Yocum also said that, based on the nature of questions he received from analysts or investors, it appeared that Rockwell Medical engaged in selective disclosure regarding details of those trials.
Because Yocum was fired from his job, which had a base salary of $298,000 a year, he could be viewed as having a grudge against Rockwell Medical. But his allegations are not the only red flags at the company.
Yocum’s successor, Dr. Annamaria Kausz, recently left Rockwell Medical after just seven months, adding to the turnover in its clinical-development program. The company provided no explanation for that departure in the press release it issued April 19 to announce the hiring of her replacement. In fact, it didn’t even mention her or say that she had resigned.
Sharesleuth also noted that Rockwell Medical took the unusual step last November of extending the life of 400,000 warrants it had issued in the fall of 2008 to a consultant who was later found to have participated in a massive fraud scheme at another public company.
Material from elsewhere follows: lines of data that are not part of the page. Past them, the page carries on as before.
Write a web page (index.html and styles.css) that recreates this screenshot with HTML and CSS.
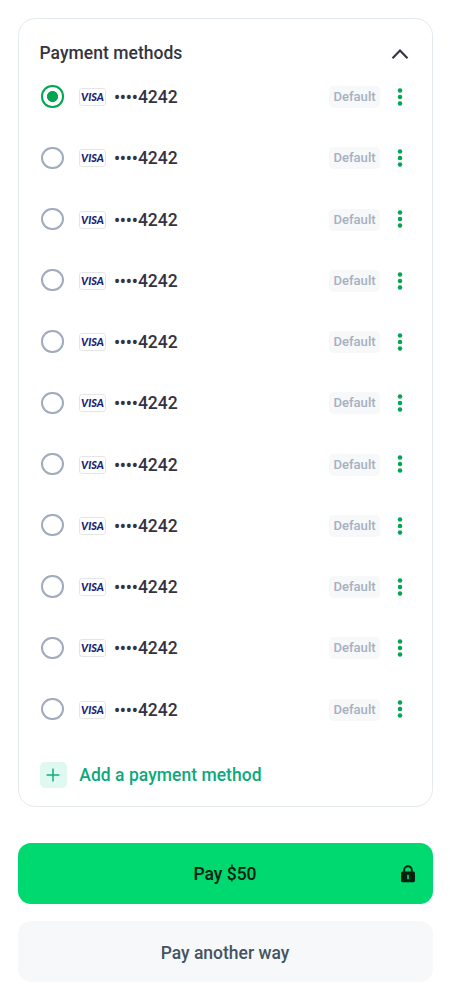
FILE: index.html
```
<!DOCTYPE html>
<html lang="en">
<head>
<meta charset="utf-8">
<title>Payment methods</title>
<link rel="stylesheet" href="styles.css">
</head>
<body>
<main class="page">
  <section class="card">
    <header class="card-header">
      <h1 class="title">Payment methods</h1>
      <svg class="chevron" viewBox="0 0 18 12"><path d="M1.5 10.2 9 2.4l7.5 7.8"/></svg>
    </header>
    <ul class="methods" id="methods"></ul>
    <div class="add">
      <span class="add-icon"><svg viewBox="0 0 26 26"><path d="M13 6.6v12.8M6.6 13h12.8"/></svg></span>
      <span class="add-label">Add a payment method</span>
    </div>
  </section>
  <button class="button primary">
    Pay $50
    <svg class="lock" viewBox="0 0 14 18"><path class="shackle" d="M3.2 8V5a3.8 3.8 0 0 1 7.6 0v3"/><rect y="6.6" width="14" height="10.6" rx="1.6"/><rect class="keyhole" x="6" y="9.8" width="2" height="4.4"/></svg>
  </button>
  <button class="button secondary">Pay another way</button>
</main>
<template id="method">
  <li class="method">
    <span class="radio"></span>
    <svg class="visa" viewBox="0 0 27 18"><rect x=".5" y=".5" width="26" height="17" rx="2.4"/><text x="2.1" y="12.9" textLength="22.8" lengthAdjust="spacingAndGlyphs">VISA</text></svg>
    <span class="number"><span class="mask">••••</span>4242</span>
    <span class="badge">Default</span>
    <svg class="more" viewBox="0 0 6 18"><circle cx="3" cy="2.5" r="2.25"/><circle cx="3" cy="9" r="2.25"/><circle cx="3" cy="15.5" r="2.25"/></svg>
  </li>
</template>
<script src="app.js"></script>
</body>
</html>
```
FILE: styles.css
```
* { box-sizing: border-box; }
body {
  margin: 0;
  background: #fff;
  font-family: Roboto, sans-serif;
  font-size: 17.5px;
  font-weight: 500;
  color: #353341;
}
.page {
  padding: 17.5px;
  display: flex;
  flex-direction: column;
}
.card {
  height: 789.5px;
  border: 1.5px solid #e4e9ee;
  border-radius: 17.5px;
  padding: 21px 21px 0;
}
.card-header {
  height: 27px;
  display: flex;
  align-items: center;
  justify-content: space-between;
}
.title { margin: 0; padding-top: 1px; font-size: 17.5px; font-weight: 500; line-height: 27px; letter-spacing: 0.03px; }
.chevron { width: 18px; height: 12px; margin: 1px 1.5px 0 0; }
.chevron path { fill: none; stroke: #353341; stroke-width: 2.1; }
.methods { list-style: none; margin: 0; padding: 0; }
.method {
  height: 61.25px;
  padding-top: 17.5px;
  display: flex;
  align-items: flex-start;
}
.method > * { flex: none; }
.radio {
  width: 22.4px;
  height: 22.4px;
  margin: 1.3px 0 0 1.8px;
  border: 2px solid #a0abbd;
  border-radius: 50%;
}
.selected .radio {
  border-color: #00a651;
  background: radial-gradient(circle, #00a651 5.2px, transparent 5.9px);
}
.visa { width: 27px; height: 18px; margin: 4.2px 0 0 15.4px; }
.visa rect { fill: #fff; stroke: #e3e5e9; }
.visa text {
  font: italic 900 11px Lato, sans-serif;
  fill: #171e75;
}
.number { margin-left: 7.8px; line-height: 26px; }
.mask { position: relative; top: 1.2px; letter-spacing: -0.12px; }
.badge {
  margin: 2px 0 0 auto;
  width: 51px;
  height: 22px;
  border-radius: 4.4px;
  background: #f7f8fa;
  color: #a6b0c0;
  font-size: 13.1px;
  line-height: 22.6px;
  text-align: center;
}
.more { width: 6px; height: 18px; margin: 3.9px 7.5px 0 17px; fill: #00a651; }
.add { display: flex; align-items: center; height: 26px; margin-top: 22px; }
.add-icon { width: 27px; height: 26px; border-radius: 5px; background: #dff9f0; }
.add-icon svg { display: block; width: 26px; height: 26px; }
.add-icon path { stroke: #0ead7e; stroke-width: 1.5; }
.add-label { margin-left: 12.8px; color: #0da97d; letter-spacing: 0.03px; }
.button {
  position: relative;
  border: 0;
  border-radius: 13px;
  height: 61.25px;
  padding: 1px 0 0;
  font: inherit;
}
.primary { margin-top: 35.6px; background: #00d870; color: #06210f; }
.secondary { margin-top: 17.3px; padding-top: 2px; background: #f7f8fa; color: #44545f; }
.lock {
  position: absolute;
  right: 17.5px;
  top: 22px;
  width: 14px;
  height: 18px;
  fill: #06210f;
}
.shackle { fill: none; stroke: #06210f; stroke-width: 1.9; }
.keyhole { fill: #00b75f; }
```
FILE: app.js
```
const list = document.getElementById("methods");
const template = document.getElementById("method");
for (let i = 0; i < 11; i++) {
  const row = template.content.firstElementChild.cloneNode(true);
  if (i === 0) row.classList.add("selected");
  list.append(row);
}
```
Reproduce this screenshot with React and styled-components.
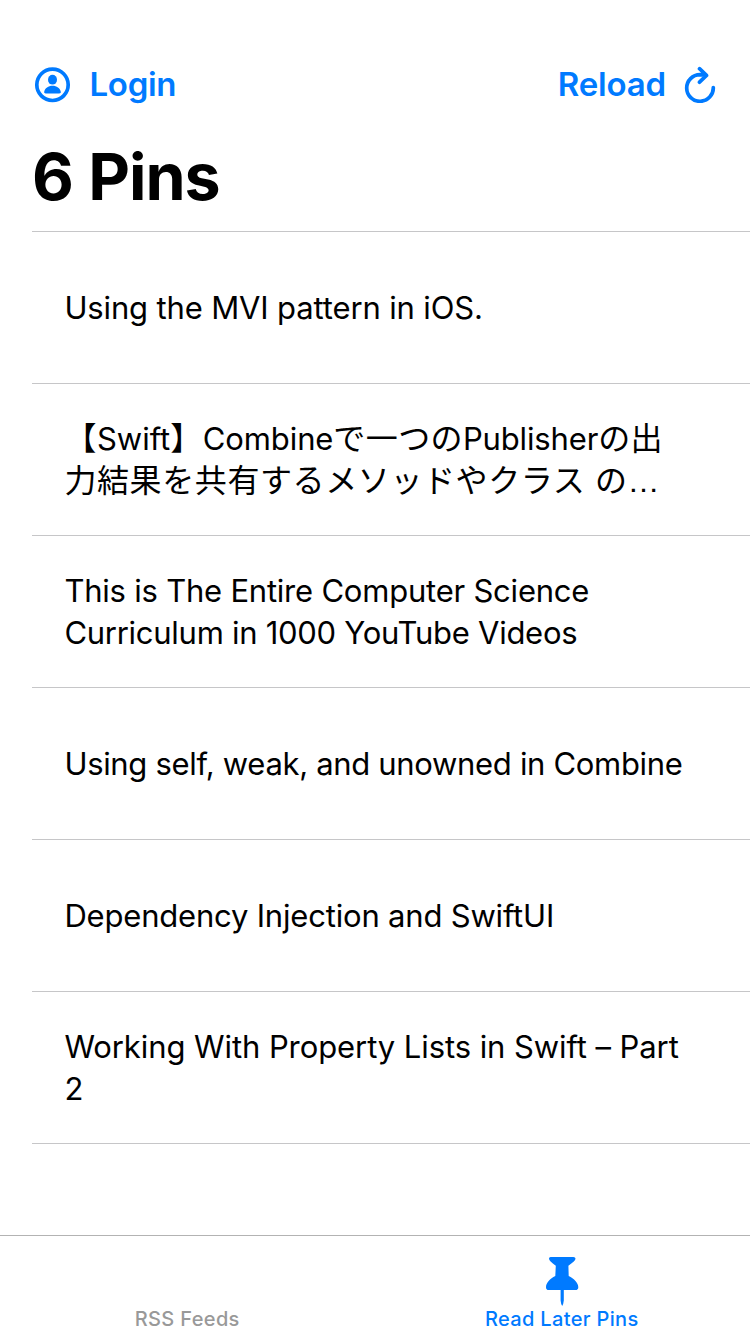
import React from "react";
import styled, { createGlobalStyle } from "styled-components";

const Global = createGlobalStyle`
  * { box-sizing: border-box; }
  body { margin: 0; background: #fff; }
`;
const Screen = styled.div`
  width: 750px; height: 1334px; display: flex; flex-direction: column;
  background: #fff; color: #000; overflow: hidden;
  font-family: Inter, "Noto Sans CJK JP", sans-serif;
`;
const NavBar = styled.header`
  display: flex; justify-content: space-between; align-items: center;
  height: 88px; margin-top: 40px; padding: 0 34px;
`;
const NavButton = styled.button`
  display: flex; align-items: center; gap: ${p => p.$gap}px; padding: 0; border: 0;
  background: none; color: #007aff; font: inherit; font-size: 33px;
  font-weight: 600; line-height: 40px; letter-spacing: ${p => p.$track}px;
`;
const Title = styled.h1`
  margin: 0; height: 103px; padding: 9px 32px 0; font-size: 64.5px;
  line-height: 80px; font-weight: 700; letter-spacing: -1px;
  word-spacing: 1px; white-space: nowrap;
`;
const List = styled.ul`
  flex: 1; margin: 0 0 0 32px; padding: 0; list-style: none;
  border-top: 1px solid #c6c6c8;
`;
const Row = styled.li`
  height: 152px; display: flex; align-items: center; padding-left: 32.4px;
  border-bottom: 1px solid #c6c6c8;
`;
const Line = styled.span`
  display: block; height: 42px; font-size: 31px; line-height: 42px; white-space: pre;
`;
const Run = styled.span`
  letter-spacing: ${p => p.$track}px;
`;
const KanaRun = styled(Run)`
  font-size: 32px; line-height: 1;
`;
const Ellipsis = styled.span`
  font-family: "Liberation Sans", sans-serif; font-size: 32px; line-height: 1;
`;
const TabBar = styled.nav`
  height: 99px; display: flex; border-top: 1px solid #b3b3b3;
`;
const Tab = styled.div`
  flex: 1; display: flex; flex-direction: column; align-items: center;
  justify-content: flex-end; padding: 0 ${p => (p.$active ? 1 : 0)}px 3px 0; font-size: 20px;
  line-height: 24px; font-weight: 500; letter-spacing: 0.35px;
  color: ${p => (p.$active ? "#007aff" : "#999")};
`;
const PinIcon = styled.svg`
  display: block;
`;

/* Each row holds lines, each line holds [text, letter spacing, kana] runs. */
const rows = [
  [[["Using the MVI pattern in iOS.", -0.14]]],
  [
    [["【", 0.5, true], ["Swift", 0], ["】", 0.5, true], ["Combine", -0.1], ["で一つの", 0.4, true], ["Publisher", -0.15], ["の出", 0.4, true]],
    [["力結果を共有するメソッドやクラス の", 0.6, true], ["…", 0]],
  ],
  [[["This is The Entire Computer Science", -0.22]], [["Curriculum in 1000 YouTube Videos", -0.27]]],
  [[["Using self, weak, and unowned in Combine", -0.32]]],
  [[["Dependency Injection and SwiftUI", -0.19]]],
  [[["Working With Property Lists in Swift – Part", -0.08]], [["2", 0]]],
];

function TextRun({ text, track, kana }) {
  if (text === "…") return <Ellipsis>{text}</Ellipsis>;
  return kana ? <KanaRun $track={track}>{text}</KanaRun> : <Run $track={track}>{text}</Run>;
}

export default function App() {
  return (
    <Screen>
      <Global />
      <NavBar>
        <NavButton $track={-0.3} $gap={18.5}>
          <svg width="37" height="37" viewBox="0 -1 37 37" fill="none">
            <circle cx="18.5" cy="17.800" r="15.7" stroke="currentColor" strokeWidth="3.7" />
            <ellipse cx="18.500" cy="12.700" rx="4.500" ry="4.900" fill="currentColor" />
            <path d="M11.800 26.500C10.600 26.500 10 25.800 10.200 24.800C10.900 21.200 14.300 18.800 18.500 18.800S26.100 21.200 26.800 24.800C27 25.800 26.400 26.500 25.200 26.500Z" fill="currentColor" />
          </svg>
          Login
        </NavButton>
        <NavButton $track={-0.15} $gap={18}>
          Reload
          <svg width="32" height="37" viewBox="0 -1 32 37" fill="none" stroke="currentColor" strokeWidth="3.700" strokeLinecap="round" strokeLinejoin="round">
            <path d="M29.300 20.500A13.300 13.300 0 1 1 16 7.700L22 8.400M15.500 1.700L22.500 8.400L15.500 15.200" />
          </svg>
        </NavButton>
      </NavBar>
      <Title>6 Pins</Title>
      <List>
        {rows.map((lines, i) => (
          <Row key={i}>
            <div>
              {lines.map((runs, j) => (
                <Line key={j}>
                  {runs.map(([text, track, kana], k) => (
                    <TextRun key={k} text={text} track={track} kana={kana} />
                  ))}
                </Line>
              ))}
            </div>
          </Row>
        ))}
      </List>
      <TabBar>
        <Tab>RSS Feeds</Tab>
        <Tab $active>
          <PinIcon width="34" height="50" viewBox="0 0 34 50" fill="currentColor">
            <path d="M5.600 0H28.400Q30.500 0 30.500 1.500Q30.500 3.200 28.800 4.600Q26.500 6.500 23.400 8.700L23.700 19C29 21.500 33.300 26 33.300 30.200Q33.300 33 30.300 33H18.800V43.500Q18.500 47 17.200 49Q15.900 47 15.600 43.500V33H3.700Q1 33 1 30.200C1 26 5 21.500 10.300 19L10.800 8.700Q7.500 6.500 5.600 4.600Q4 3.200 4 1.500Q4 0 5.600 0Z" />
          </PinIcon>
          Read Later Pins
        </Tab>
      </TabBar>
    </Screen>
  );
}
That consultant, Michael J. Xirinachs, was one of Rockwell Medical’s co-founders.
The federal judge hearing the SEC’s civil case against Xirinachs and his company, Emerald Asset Advisors LLC, last week ordered them to pay as much as $10 million in disgorgement, interest and fines.
The 400,000 unexercised warrants gained more than $900,000 in value after Rockwell Medical pushed back the expiration date by six months, to May 4.
Rockwell Medical’s decision to grant Xirinachs and Emerald Asset Advisors the extension – for no additional consideration – sets up the possibility that they could use the additional profits to help offset the SEC judgment.
Rockwell Medical did not respond to a list of questions submitted to its investor-relations representative. In court filings, the company has denied Yocum’s allegations and has asked the judge to dismiss the case.